Griffin hopes to slay 'The Spider'
Story by Anthony Springer Jr.
Photo by Chris Cozzone
If you’ve spent any time with Forrest Griffin [16-5] lately, he does not come off like a man getting ready for the biggest fight of his career. And though many fighters say their upcoming fight is the biggest fight of their career, Griffin’s upcoming fight at UFC 101 against Anderson “The Spider” Silva is the biggest of his short, but storied career.
And that says a lot.
Griffin first made headlines during the inaugural season of the UFC’s run away reality hit, The Ultimate Fighter. At the time, Griffin was a little known fighter who had dreams of a normal life. The self deprecating former police officer battled his way to the season finale en route to capturing the hearts and minds of millions of Americans with a wild 15 minute slug fest with Stephan Bonnar.
Dana White regularly credits the fight with saving the company.
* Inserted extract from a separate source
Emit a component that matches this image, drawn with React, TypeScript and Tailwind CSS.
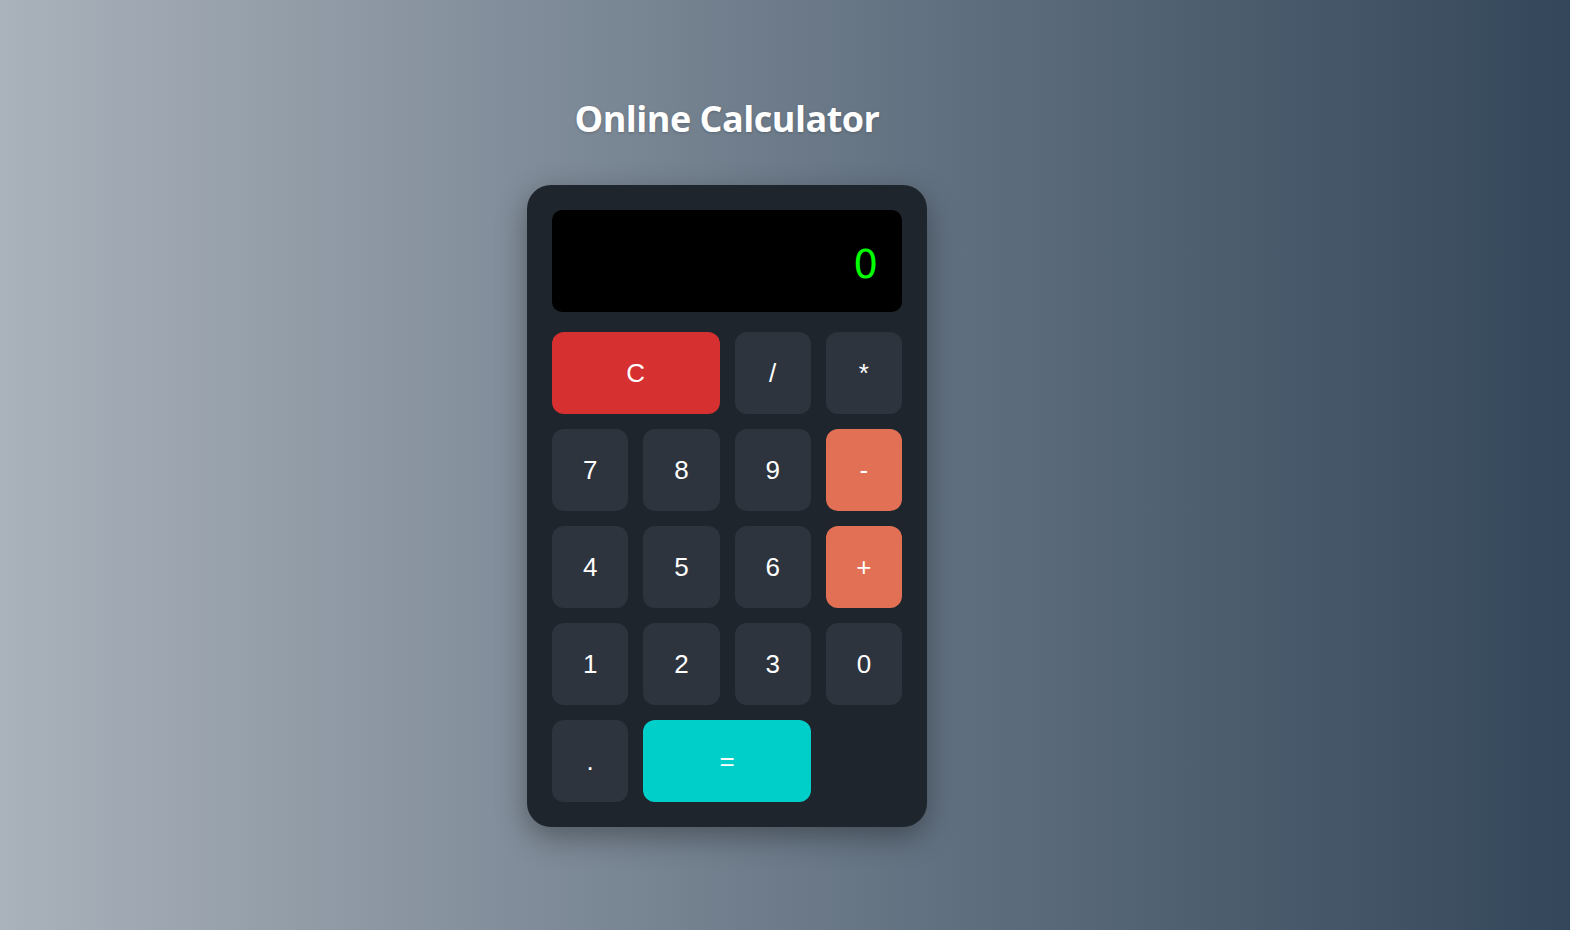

The rise of the organization’s first Ultimate Fighter is as much about Griffin as it is about the timely reality show. While many on the Internet openly mocked the reality show format, Griffin proved—time and time again—that he was no less of a fighter simply because a television camera captured his rise to fame. Griffin—and by extension, The Ultimate Fighter—were given legitimacy after the Georgia native choked out Mauricio “Shogun” Rua at UFC 76.
Defying the odds again at UFC 86, Griffin claimed the coveted UFC light heavyweight title following a unanimous decision win over Quinton “Rampage” Jackson.
With victories over two of the worlds best at 205, why exactly is the upcoming super fight with “The Spider” Griffin’s biggest to date?
The answer lies in the statistics.
Silva boasts an impressive 9-0 record inside the Octagon. He ran former middle weight king Rich Franklin out of the 185-pound division with two impressive—and one sided—beatings and dismantled a future hall of famer in Dan Henderson. To paraphrase Roy Jones Jr., it’s not that Silva hasn’t fought anybody; he just makes his opponents look like nobodies.
The dominant performances from Silva have not gone unnoticed by Griffin, who praised his opponent’s confidence and ability to stick to fight game plans.
“Even when Dan Henderson’s trying to maul him up against the fence, he’s completely composed, just relaxed, just not wasting any energy, just moving and actually waiting for his opening,” Griffin said of the middleweight champion.
While Griffin is quick to offer praise, he also shows that he knows what not to do in a match against his upcoming adversary.
“What you can’t do is be a big, slow guy that follows him around and be too aggressive about trying to attack him,” Griffin added. “You've got to come in smart and just try to land punches, not big ones; little ones…Just make contact and stay as loose and relaxed as he does.”
Staying loose and relaxed is no major obstacle for Forrest Griffin. His voice carries a casual tone that defies the mountainous task in front of him. It is perhaps that carefree attitude that has taken him to the heights of the sport’s toughest division.
And it is that same care-free attitude that allows Griffin to take life—as well as fighting—in stride.
In June, Griffin released Got Fight?: The 50 Zen Principles of Hand-to-Face Combat. The title contains several stories, told only the way Forrest Griffin can tell a story. The book lacks a conclusion, and the story behind that may very well make it into Forrest next book.
“I don’t know if you’ve ever done a book before,” Griffin said to me when asked about the missing conclusion, “but [publishers] are pretty serious about deadlines.”
Though Griffin’s career as an accomplished author may hinge on his adherence to deadlines, you will never catch the former light heavyweight champion slacking off in the gym. Anderson Silva is clearly the favorite going into this fight, which is precisely why Forrest Griffin is a dangerous opponent. He’s played the role of spoiler twice, and ironically faltered in his last bout when he was favored to defeat Rashad Evans.
Clearly, the underdog Forrest is the best Forrest Griffin to step in the ring.
“I like being the underdog,” Griffin said.
Come Saturday, he’ll take his favored to lose status into the Octagon and—like his bouts with Hua and Jackson—attempt to prove that lightening can strike the UFC three times.